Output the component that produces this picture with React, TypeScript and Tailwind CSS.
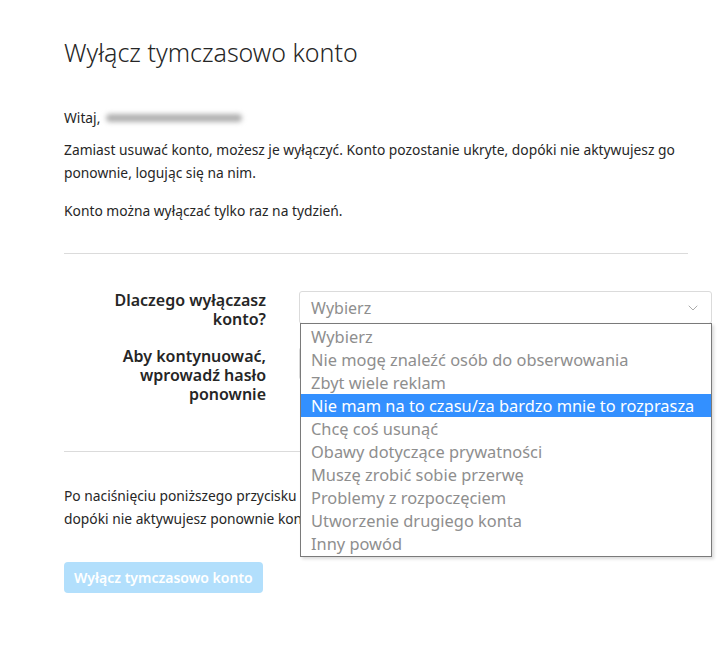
import { ChevronDown } from "lucide-react";

const reasons = [
    "Wybierz",
    "Nie mogę znaleźć osób do obserwowania",
    "Zbyt wiele reklam",
    "Nie mam na to czasu/za bardzo mnie to rozprasza",
    "Chcę coś usunąć",
    "Obawy dotyczące prywatności",
    "Muszę zrobić sobie przerwę",
    "Problemy z rozpoczęciem",
    "Utworzenie drugiego konta",
    "Inny powód",
];

export default function App() {
    const selected = 3;

    return (
        <div className="min-h-[660px] w-[720px] bg-white text-[#262626] font-['Noto_Sans',sans-serif]">
            <div className="pl-16 pt-[34px] w-[688px]">
                <h1 className="text-[25px] font-light leading-[36px]">Wyłącz tymczasowo konto</h1>

                <div className="mt-[36px] text-[13.8px] leading-[23px]">
                    <div className="flex items-center">
                        <span>Witaj,</span>
                        <span className="ml-[6px] h-[8px] w-[136px] rounded-full bg-[#b0b0b0] blur-[2.5px]" />
                    </div>
                    <p className="mt-[9px]">
                        Zamiast usuwać konto, możesz je wyłączyć. Konto pozostanie ukryte, dopóki nie aktywujesz go ponownie, logując się na nim.
                    </p>
                    <p className="mt-[15px]">Konto można wyłączać tylko raz na tydzień.</p>
                </div>

                <hr className="mt-[31px] border-[#dbdbdb]" />

                <div className="mt-[37px] flex flex-col gap-[18px]">
                    <div className="flex gap-[33px]">
                        <label className="w-[202px] shrink-0 text-right text-[16px] font-semibold leading-[19px]">
                            Dlaczego wyłączasz konto?
                        </label>
                        <div className="relative w-[413px] shrink-0">
                            <div className="flex h-[33px] items-center justify-between rounded-[3px] border border-[#dbdbdb] bg-white pl-[11px] pr-[10px] text-[16px] text-[#8e8e8e]">
                                <span>Wybierz</span>
                                <ChevronDown className="h-[16px] w-[16px] text-[#9a9a9a]" strokeWidth={1.25} />
                            </div>
                            <ul className="absolute left-[1px] top-[32px] z-10 w-[412px] border border-[#7a7a7a] bg-white py-[1px] text-[16.4px] leading-[23px] text-[#8e8e8e] shadow-[2px_2px_3px_rgba(0,0,0,0.15)]">
                                {reasons.map((r, i) => (
                                    <li
                                        key={r}
                                        className={i === selected ? "bg-[#3390ff] pl-[10px] text-white" : "pl-[10px]"}
                                    >
                                        {r}
                                    </li>
                                ))}
                            </ul>
                        </div>
                    </div>
                    <div className="flex gap-[33px]">
                        <label className="w-[202px] shrink-0 text-right text-[16px] font-semibold leading-[19px]">
                            Aby kontynuować, wprowadź hasło ponownie
                        </label>
                        <div className="h-[33px] w-[413px] shrink-0 rounded-[3px] border border-[#dbdbdb]" />
                    </div>
                </div>

                <hr className="mt-[47px] border-[#dbdbdb]" />

                <p className="mt-[32px] text-[13.8px] leading-[23px]">
                    Po naciśnięciu poniższego przycisku Twoje zdjęcia, komentarze i polubienia zostaną ukryte, dopóki nie aktywujesz ponownie konta, logując się na nie.
                </p>

                <button className="mt-[32px] h-[31px] rounded-[4px] bg-[#b2dffc] px-[10px] text-[14px] font-semibold text-white">
                    Wyłącz tymczasowo konto
                </button>
            </div>
        </div>
    );
}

• **Problem details**:
Leave out all pictures, then copy the remaining material exactly.

• **Answer to this task**:
Output the component that produces this picture with React, TypeScript and Tailwind CSS.
import { ChevronDown } from "lucide-react";

const reasons = [
    "Wybierz",
    "Nie mogę znaleźć osób do obserwowania",
    "Zbyt wiele reklam",
    "Nie mam na to czasu/za bardzo mnie to rozprasza",
    "Chcę coś usunąć",
    "Obawy dotyczące prywatności",
    "Muszę zrobić sobie przerwę",
    "Problemy z rozpoczęciem",
    "Utworzenie drugiego konta",
    "Inny powód",
];

export default function App() {
    const selected = 3;

    return (
        <div className="min-h-[660px] w-[720px] bg-white text-[#262626] font-['Noto_Sans',sans-serif]">
            <div className="pl-16 pt-[34px] w-[688px]">
                <h1 className="text-[25px] font-light leading-[36px]">Wyłącz tymczasowo konto</h1>

                <div className="mt-[36px] text-[13.8px] leading-[23px]">
                    <div className="flex items-center">
                        <span>Witaj,</span>
                        <span className="ml-[6px] h-[8px] w-[136px] rounded-full bg-[#b0b0b0] blur-[2.5px]" />
                    </div>
                    <p className="mt-[9px]">
                        Zamiast usuwać konto, możesz je wyłączyć. Konto pozostanie ukryte, dopóki nie aktywujesz go ponownie, logując się na nim.
                    </p>
                    <p className="mt-[15px]">Konto można wyłączać tylko raz na tydzień.</p>
                </div>

                <hr className="mt-[31px] border-[#dbdbdb]" />

                <div className="mt-[37px] flex flex-col gap-[18px]">
                    <div className="flex gap-[33px]">
                        <label className="w-[202px] shrink-0 text-right text-[16px] font-semibold leading-[19px]">
                            Dlaczego wyłączasz konto?
                        </label>
                        <div className="relative w-[413px] shrink-0">
                            <div className="flex h-[33px] items-center justify-between rounded-[3px] border border-[#dbdbdb] bg-white pl-[11px] pr-[10px] text-[16px] text-[#8e8e8e]">
                                <span>Wybierz</span>
                                <ChevronDown className="h-[16px] w-[16px] text-[#9a9a9a]" strokeWidth={1.25} />
                            </div>
                            <ul className="absolute left-[1px] top-[32px] z-10 w-[412px] border border-[#7a7a7a] bg-white py-[1px] text-[16.4px] leading-[23px] text-[#8e8e8e] shadow-[2px_2px_3px_rgba(0,0,0,0.15)]">
                                {reasons.map((r, i) => (
                                    <li
                                        key={r}
                                        className={i === selected ? "bg-[#3390ff] pl-[10px] text-white" : "pl-[10px]"}
                                    >
                                        {r}
                                    </li>
                                ))}
                            </ul>
                        </div>
                    </div>
                    <div className="flex gap-[33px]">
                        <label className="w-[202px] shrink-0 text-right text-[16px] font-semibold leading-[19px]">
                            Aby kontynuować, wprowadź hasło ponownie
                        </label>
                        <div className="h-[33px] w-[413px] shrink-0 rounded-[3px] border border-[#dbdbdb]" />
                    </div>
                </div>

                <hr className="mt-[47px] border-[#dbdbdb]" />

                <p className="mt-[32px] text-[13.8px] leading-[23px]">
                    Po naciśnięciu poniższego przycisku Twoje zdjęcia, komentarze i polubienia zostaną ukryte, dopóki nie aktywujesz ponownie konta, logując się na nie.
                </p>

                <button className="mt-[32px] h-[31px] rounded-[4px] bg-[#b2dffc] px-[10px] text-[14px] font-semibold text-white">
                    Wyłącz tymczasowo konto
                </button>
            </div>
        </div>
    );
}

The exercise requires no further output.